It’s the 5th of July — Now What?

Sara Danver
3 min readJul 5, 2019

Yesterday the firecrackers on my street started around 4pm and ended just after midnight. I don’t own a smoker or a grill, but I did the best I could by slow cooking a picnic roast and slathering it in my mom’s secret barbecue sauce. We watched Independence Day and rewound to make sure we didn’t miss the speech. We watched Independence Day 2 which isn’t as bad as everyone says it is, and National Treasure. We drank whiskey. We looked at Twitter.

Someone said it was like being forced to celebrate your ex’s birthday and we laughed too hard because there are still babies in jail and screaming isn’t socially acceptable.

Celebrating America is almost too much to bear sometimes — this stolen land built with the blood and bones of a stolen people, the promise of equality and freedom wrapped up in a straight jacket so tight its gone numb. We listened to the John F. Kennedy recording of the Declaration of Independence and it hurt to hear how much was the same. 242 years later and we’ve come back to King George, sitting on his throne and telling us who gets to be American.

It isn’t easy, this place we’ve built. When these promises were made, they were made to white men who owned land and people, and to hell with their wives and those who lived here first. The American legacy is prying that promise open with a crowbar, the jaws of life, our scraped and bruised hands pushing their way through and fighting to keep the door open behind us. Democracy is an ever expanding project, fighting constantly with power and privilege and complacency. It’s a war with too many fronts, and we’re outgunned, but not out manned.

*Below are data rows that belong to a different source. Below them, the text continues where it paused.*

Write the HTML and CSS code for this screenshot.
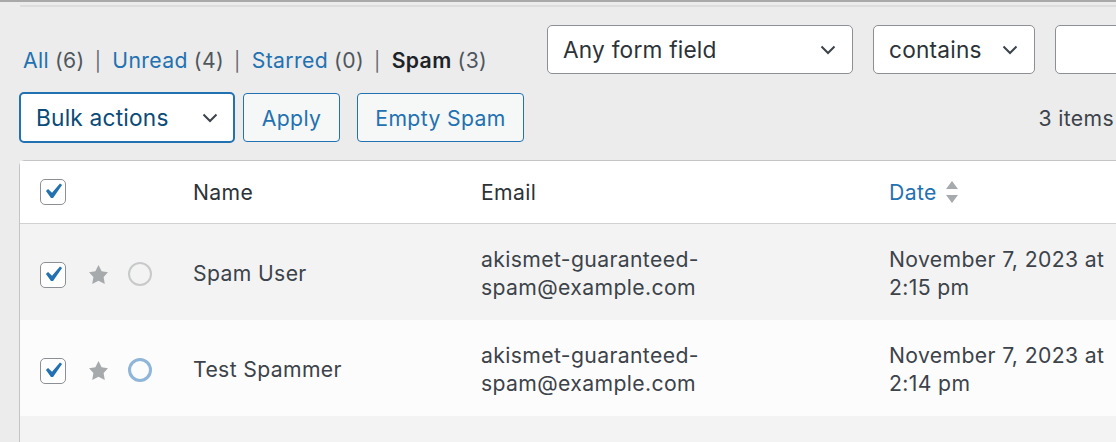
FILE: index.html
```html
<!DOCTYPE html>
<html>
<head>
<meta charset="utf-8">
<link rel="stylesheet" href="styles.css">
</head>
<body>
<div class="topline"></div>
<div class="subline"></div>
<div class="wrap">
  <div class="toprow">
    <ul class="views">
      <li><a class="lnk">All</a> <span class="cnt">(6)</span><span class="sep">|</span></li>
      <li><a class="lnk">Unread</a> <span class="cnt">(4)</span><span class="sep">|</span></li>
      <li><a class="lnk">Starred</a> <span class="cnt">(0)</span><span class="sep">|</span></li>
      <li><b class="cur">Spam</b> <span class="cnt">(3)</span></li>
    </ul>
    <div class="search">
      <div class="select field"><span>Any form field</span><svg class="chev" viewBox="0 0 16 10"><polyline points="1.5,1.5 8,8 14.5,1.5"/></svg></div>
      <div class="select op"><span>contains</span><svg class="chev" viewBox="0 0 16 10"><polyline points="1.5,1.5 8,8 14.5,1.5"/></svg></div>
      <div class="input"></div>
    </div>
  </div>
  <div class="tablenav">
    <div class="select bulk"><span>Bulk actions</span><svg class="chev" viewBox="0 0 16 10"><polyline points="1.5,1.5 8,8 14.5,1.5"/></svg></div>
    <div class="btn apply">Apply</div>
    <div class="btn empty">Empty Spam</div>
    <div class="count">3 items</div>
  </div>
  <div class="table">
    <div class="row head">
      <div class="c-check"><span class="cb"><svg viewBox="0 0 20 20"><path d="M14.83 4.89l1.34.94-5.81 8.38H9.02L5.78 9.67l1.34-1.25 2.57 2.4z"/></svg></span></div>
      <div class="c-name">Name</div>
      <div class="c-email">Email</div>
      <div class="c-date"><a class="lnk">Date</a><svg class="sort" viewBox="0 0 14 24"><path d="M7 1l6 8H1z"/><path d="M7 23l6-8H1z"/></svg></div>
    </div>
    <div class="row alt">
      <div class="c-check"><span class="cb"><svg viewBox="0 0 20 20"><path d="M14.83 4.89l1.34.94-5.81 8.38H9.02L5.78 9.67l1.34-1.25 2.57 2.4z"/></svg></span>
        <svg class="star" viewBox="0 0 20 20"><path d="M10 1l3 6 6 .75-4.12 4.62L16 19l-6-3-6 3 1.13-6.63L1 7.75 7 7z"/></svg>
        <span class="dot read"></span></div>
      <div class="c-name">Spam User</div>
      <div class="c-email">akismet-guaranteed-<br>spam@example.com</div>
      <div class="c-date">November 7, 2023 at<br>2:15 pm</div>
    </div>
    <div class="row">
      <div class="c-check"><span class="cb"><svg viewBox="0 0 20 20"><path d="M14.83 4.89l1.34.94-5.81 8.38H9.02L5.78 9.67l1.34-1.25 2.57 2.4z"/></svg></span>
        <svg class="star" viewBox="0 0 20 20"><path d="M10 1l3 6 6 .75-4.12 4.62L16 19l-6-3-6 3 1.13-6.63L1 7.75 7 7z"/></svg>
        <span class="dot unread"></span></div>
      <div class="c-name">Test Spammer</div>
      <div class="c-email">akismet-guaranteed-<br>spam@example.com</div>
      <div class="c-date">November 7, 2023 at<br>2:14 pm</div>
    </div>
    <div class="row alt last"></div>
  </div>
</div>
</body>
</html>
```
FILE: styles.css
```css
html, body {
  margin: 0;
  padding: 0;
}
body {
  width: 1116px;
  height: 442px;
  overflow: hidden;
  background: #ececec;
  font-family: Inter, "Noto Sans", sans-serif;
  font-size: 21.2px;
  letter-spacing: 0.36px;
  color: #3c434a;
}
.topline {
  height: 2px;
  background: #a9a9a9;
}
.subline {
  height: 2px;
  margin: 3px 0 0 20px;
  background: #dddddd;
}
.wrap {
  padding-left: 19px;
  width: 1300px;
}
.toprow {
  display: flex;
  align-items: flex-start;
  margin-top: 18px;
}
.views {
  list-style: none;
  margin: 0;
  padding: 22px 0 0 4px;
  width: 524px;
  display: flex;
  white-space: nowrap;
}
.views li {
  display: flex;
  align-items: baseline;
}
.lnk {
  color: #2271b1;
}
.cur {
  color: #1d2327;
  font-weight: 600;
}
.cnt {
  color: #50575e;
  margin-left: 6px;
}
.sep {
  color: #646970;
  margin: 0 11px 0 10px;
  font-size: 19px;
}
.search {
  display: flex;
  gap: 20px;
}
.select {
  box-sizing: border-box;
  height: 49px;
  background: #fff;
  border: 1px solid #8c8f94;
  border-radius: 5px;
  display: flex;
  align-items: center;
  justify-content: space-between;
  padding: 0 16px 0 15px;
  color: #2c3338;
  font-size: 22.7px;
  letter-spacing: 0.2px;
}
.chev {
  width: 16px;
  height: 10px;
  fill: none;
  stroke: #3c434a;
  stroke-width: 2;
}
.select.field { width: 306px; }
.select.op { width: 162px; }
.input {
  box-sizing: border-box;
  width: 200px;
  height: 49px;
  background: #fff;
  border: 1px solid #8c8f94;
  border-radius: 5px;
}
.tablenav {
  display: flex;
  align-items: center;
  margin-top: 18px;
  width: 1095px;
  height: 51px;
}
.select.bulk {
  width: 216px;
  height: 51px;
  border: 2px solid #2271b1;
  color: #0a4b78;
  padding: 0 15px 0 15px;
}
.btn {
  box-sizing: border-box;
  height: 49px;
  border: 1px solid #2271b1;
  border-radius: 4px;
  background: #f6f7f7;
  color: #2271b1;
  display: flex;
  align-items: center;
  justify-content: center;
}
.btn.apply { width: 97px; margin-left: 8px; }
.btn.empty { width: 167px; margin-left: 17px; }
.count {
  margin-left: auto;
  color: #3c434a;
}
.table {
  margin-top: 17px;
  width: 1200px;
  background: #fff;
  border: 1px solid #c3c4c7;
  border-top-left-radius: 6px;
}
.row {
  display: grid;
  grid-template-columns: 173px 288px 408px 1fr;
  align-items: center;
  height: 96px;
  box-sizing: border-box;
  padding-top: 2px;
  background: #fcfcfc;
  line-height: 28px;
}
.row.alt { background: #f3f3f3; }
.row.head {
  height: 63px;
  padding-top: 0;
  background: #fff;
  border-bottom: 1px solid #d0d1d3;
  color: #2c3338;
}
.row.last { height: 40px; }
.c-check {
  display: flex;
  align-items: center;
  padding-left: 20px;
}
.row:not(.head) .c-check { padding-top: 4px; }
.cb {
  box-sizing: border-box;
  width: 26px;
  height: 26px;
  border: 1.5px solid #8c8f94;
  border-radius: 5px;
  background: #fff;
  position: relative;
}
.cb svg {
  position: absolute;
  left: -4px;
  top: -4px;
  width: 31px;
  height: 31px;
  fill: #2271b1;
}
.star {
  width: 21px;
  height: 21px;
  fill: #a7aaad;
  margin-left: 22px;
  margin-top: -2px;
}
.dot {
  box-sizing: border-box;
  width: 24px;
  height: 24px;
  border-radius: 50%;
  margin-left: 19px;
  margin-top: -3px;
}
.dot.read { border: 2px solid #c8c9cb; }
.dot.unread { border: 3.5px solid #8fb5d8; }
.c-date {
  display: flex;
  align-items: center;
}
.row:not(.head) .c-date { display: block; }
.sort {
  width: 14px;
  height: 24px;
  fill: #a7aaad;
  margin-left: 8px;
}
```
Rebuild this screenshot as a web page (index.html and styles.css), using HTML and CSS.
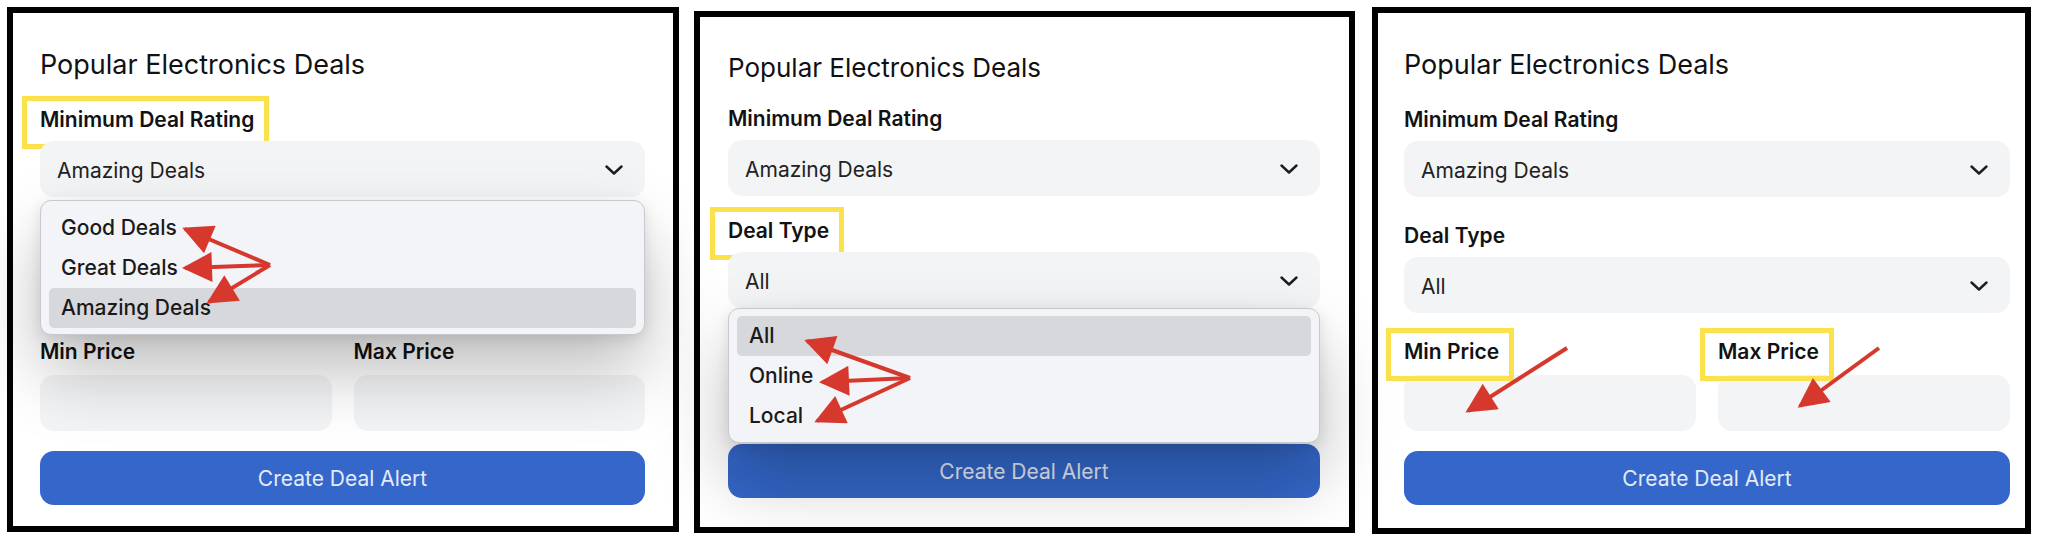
FILE: index.html
```html
<!DOCTYPE html>
<html lang="en">
<head>
  <meta charset="UTF-8">
  <meta name="viewport" content="width=device-width, initial-scale=1.0">
  <title>Deal Alert Filters</title>
  <link rel="stylesheet" href="styles.css">
</head>
<body>
  <svg class="defs" width="0" height="0">
    <defs>
      <marker id="arrowHead" viewBox="0 0 10 10" refX="9" refY="5" markerWidth="32" markerHeight="30" markerUnits="userSpaceOnUse" orient="auto">
        <path d="M0,0 L10,5 L0,10 z" fill="#d6382d"/>
      </marker>
    </defs>
  </svg>

  <div class="board">
    <!-- Step 1: rating dropdown open -->
    <section class="panel panel-one">
      <h2 class="title">Popular Electronics Deals</h2>
      <div class="field">
        <label class="label"><span class="mark">Minimum Deal Rating</span></label>
        <div class="dropdown">
          <div class="select">
            <span>Amazing Deals</span>
            <svg class="chevron" viewBox="0 0 18 10"><path d="M1.5 1.5 L9 8.5 L16.5 1.5"/></svg>
          </div>
          <ul class="menu menu-low">
            <li>Good Deals</li>
            <li>Great Deals</li>
            <li class="active">Amazing Deals</li>
          </ul>
        </div>
      </div>
      <div class="field">
        <label class="label">Deal Type</label>
        <div class="select">
          <span>All</span>
          <svg class="chevron" viewBox="0 0 18 10"><path d="M1.5 1.5 L9 8.5 L16.5 1.5"/></svg>
        </div>
      </div>
      <div class="price-row">
        <div class="price">
          <label class="label">Min Price</label>
          <div class="input"></div>
        </div>
        <div class="price">
          <label class="label">Max Price</label>
          <div class="input"></div>
        </div>
      </div>
      <button class="submit">Create Deal Alert</button>
      <svg class="arrows">
        <line x1="257" y1="252" x2="172" y2="216"/>
        <line x1="257" y1="252" x2="172" y2="255"/>
        <line x1="257" y1="252" x2="196" y2="289"/>
      </svg>
    </section>

    <!-- Step 2: deal type dropdown open -->
    <section class="panel panel-two">
      <h2 class="title">Popular Electronics Deals</h2>
      <div class="field">
        <label class="label">Minimum Deal Rating</label>
        <div class="select">
          <span>Amazing Deals</span>
          <svg class="chevron" viewBox="0 0 18 10"><path d="M1.5 1.5 L9 8.5 L16.5 1.5"/></svg>
        </div>
      </div>
      <div class="field">
        <label class="label"><span class="mark">Deal Type</span></label>
        <div class="dropdown">
          <div class="select">
            <span>All</span>
            <svg class="chevron" viewBox="0 0 18 10"><path d="M1.5 1.5 L9 8.5 L16.5 1.5"/></svg>
          </div>
          <ul class="menu">
            <li class="active">All</li>
            <li>Online</li>
            <li>Local</li>
          </ul>
        </div>
      </div>
      <div class="price-row">
        <div class="price">
          <label class="label">Min Price</label>
          <div class="input"></div>
        </div>
        <div class="price">
          <label class="label">Max Price</label>
          <div class="input"></div>
        </div>
      </div>
      <button class="submit">Create Deal Alert</button>
      <svg class="arrows">
        <line x1="210" y1="361" x2="107" y2="324"/>
        <line x1="210" y1="361" x2="122" y2="365"/>
        <line x1="210" y1="361" x2="117" y2="404"/>
      </svg>
    </section>

    <!-- Step 3: price inputs -->
    <section class="panel panel-three">
      <h2 class="title">Popular Electronics Deals</h2>
      <div class="field">
        <label class="label">Minimum Deal Rating</label>
        <div class="select">
          <span>Amazing Deals</span>
          <svg class="chevron" viewBox="0 0 18 10"><path d="M1.5 1.5 L9 8.5 L16.5 1.5"/></svg>
        </div>
      </div>
      <div class="field">
        <label class="label">Deal Type</label>
        <div class="select">
          <span>All</span>
          <svg class="chevron" viewBox="0 0 18 10"><path d="M1.5 1.5 L9 8.5 L16.5 1.5"/></svg>
        </div>
      </div>
      <div class="price-row">
        <div class="price">
          <label class="label"><span class="mark">Min Price</span></label>
          <div class="input"></div>
        </div>
        <div class="price">
          <label class="label"><span class="mark">Max Price</span></label>
          <div class="input"></div>
        </div>
      </div>
      <button class="submit">Create Deal Alert</button>
      <svg class="arrows">
        <line x1="189" y1="335" x2="90" y2="398"/>
        <line x1="501" y1="335" x2="422" y2="393"/>
      </svg>
    </section>
  </div>
</body>
</html>
```

FILE: styles.css
```css
/* Page */
body {
  margin: 0;
  background-color: #fff;
  font-family: Inter, "Noto Sans", "Liberation Sans", sans-serif;
  color: #141414;
}

.defs {
  position: absolute;
}

.board {
  display: flex;
  align-items: flex-start;
  padding: 7px 0 0 7px;
}

/* Panels */
.panel {
  position: relative;
  box-sizing: border-box;
  display: flex;
  flex-direction: column;
  gap: 26px;
  border: 6px solid #000;
  background-color: #fff;
  padding-top: 36px;
}

.panel-one {
  width: 672px;
  height: 525px;
  padding-left: 27px;
  padding-right: 28px;
}

.panel-two {
  width: 661px;
  height: 522px;
  margin-top: 4px;
  margin-left: 15px;
  padding-top: 35px;
  padding-left: 28px;
  padding-right: 29px;
  gap: 22px;
}

.panel-three {
  width: 659px;
  height: 527px;
  margin-left: 17px;
  padding-left: 26px;
  padding-right: 15px;
}

.title {
  margin: 0;
  font-size: 27px;
  line-height: 32px;
  font-weight: 400;
  color: #111;
}

.panel-two .title {
  font-size: 26px;
}

/* Fields */
.field,
.price {
  display: flex;
  flex-direction: column;
  gap: 8px;
}

.price {
  gap: 10px;
}

.label {
  font-size: 21px;
  line-height: 26px;
  font-weight: 600;
  color: #121212;
}

.mark {
  position: relative;
}

.mark::after {
  content: "";
  position: absolute;
  top: -11px;
  right: -15px;
  bottom: -17px;
  left: -18px;
  border: 5px solid #fbe24c;
}

.dropdown {
  position: relative;
}

.select {
  box-sizing: border-box;
  height: 56px;
  display: flex;
  align-items: center;
  justify-content: space-between;
  padding: 2px 22px 0 17px;
  background-color: #f3f4f6;
  border-radius: 14px;
  font-size: 21px;
  color: #222;
}

.chevron {
  width: 18px;
  height: 10px;
  fill: none;
  stroke: #1d1d1d;
  stroke-width: 2.4;
  stroke-linecap: round;
  stroke-linejoin: round;
}

/* Open dropdown list */
.menu {
  position: absolute;
  z-index: 4;
  top: 100%;
  left: 0;
  right: 0;
  margin: 0;
  padding: 7px 8px 6px;
  list-style: none;
  background-color: #f3f4f7;
  border: 1px solid #c9c9cc;
  border-radius: 11px;
  box-shadow: 0 36px 70px rgba(0, 0, 0, 0.26), 0 4px 14px rgba(0, 0, 0, 0.1);
}

.menu-low {
  top: calc(100% + 3px);
}

.menu li {
  height: 40px;
  line-height: 40px;
  padding-left: 12px;
  border-radius: 5px;
  font-size: 21px;
  font-weight: 500;
  color: #1a1a1a;
}

.menu li.active {
  background-color: #d7d8dc;
}

/* Price inputs */
.price-row {
  display: grid;
  grid-template-columns: 1fr 1fr;
  gap: 22px;
}

.input {
  height: 56px;
  background-color: #f3f4f6;
  border-radius: 14px;
}

.submit {
  height: 54px;
  margin-top: -6px;
  border: none;
  border-radius: 14px;
  background-color: #3467c9;
  color: #e4ebf8;
  font-family: inherit;
  font-size: 21px;
  cursor: pointer;
}

.panel-two .submit {
  margin-top: 0;
}

/* Red annotation arrows */
.arrows {
  position: absolute;
  z-index: 6;
  top: 0;
  left: 0;
  width: 100%;
  height: 100%;
  overflow: visible;
  pointer-events: none;
}

.arrows line {
  stroke: #d6382d;
  stroke-width: 4;
  marker-end: url(#arrowHead);
}
```
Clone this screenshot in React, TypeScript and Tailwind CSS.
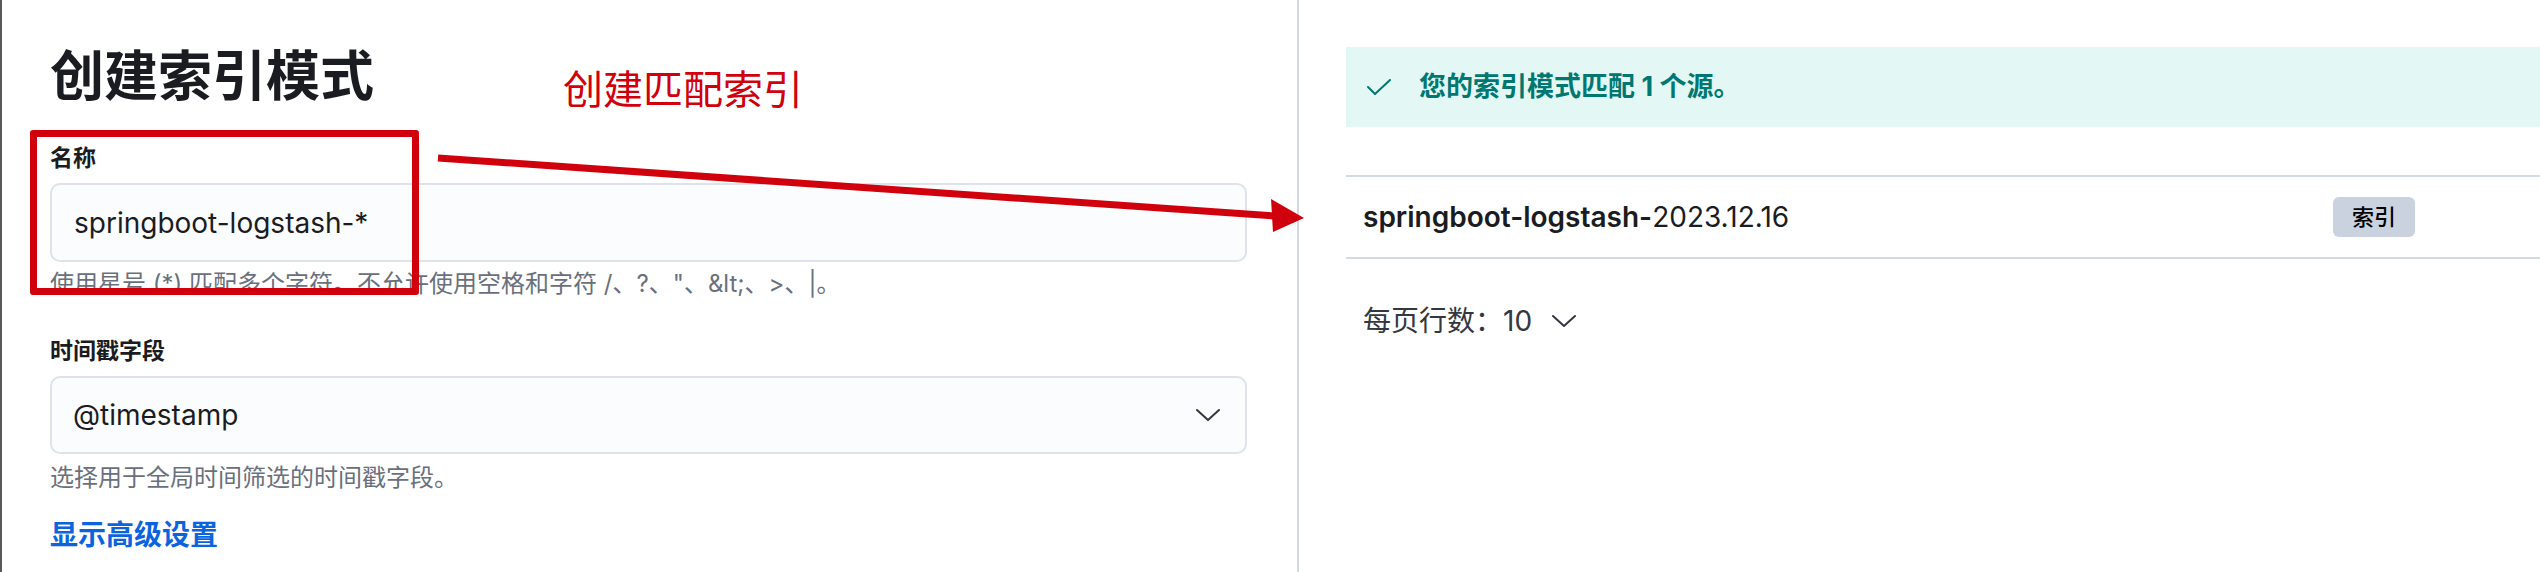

This thing we love works best when we all show up. It’s easy to forget that sometimes, when we’re tired or hurt, when the gains we’ve made seem so easily swallowed up by the pursuit of power and relentless bad faith. It seems wholly unfair that we can’t just set this thing in motion while we head to the beach and trust that it will plug along without us. The worst part of democracy is that it rests on our shoulders and we can’t put it down. The best part is that the more people we lift up, the easier that load is to bear.

We can’t fix history. We can’t erase the shadow that looms over our exalted past, try though some might. We can’t make the founders better people, we can’t make our story less bloody. But we can take that promise they meant for a few and keep it for many. And when we get knocked down, we can get back up and keep fighting and pull someone else up behind us. The best way to celebrate democracy is to participate in it.

I’ve said it before and I’ll say it again and again and again. Show up to a campaign. Sign up for a Swing Left district where you can help flip a House seat from red to blue, even if it’s kind of far away. Volunteer with Run for Something and make calls on behalf of young progressives fighting to make this country better at every level. Sign up for Flippable to help flip state legislatures around the country, because a lot of important issues like abortion rights and voting rights are going to be fought in the states if we lose this Supreme Court fight. Save your Senators and Representatives phone numbers in your contacts list. Call them about the issues that are important to you. Volunteer at your local community center, food bank, school, or church. Find local organizations working on issues you care about and ask them what they need. Write a letter to the editor for your local paper. Tell your story. Encourage your friends to tell their stories. Lift up the voices of those around you who don’t get to speak, who aren’t often heard.

This place is what we make of it — an idea we all get to shape. If we want to be heard, if we want to make it better, we have no choice. We have to show up. We have to fight back.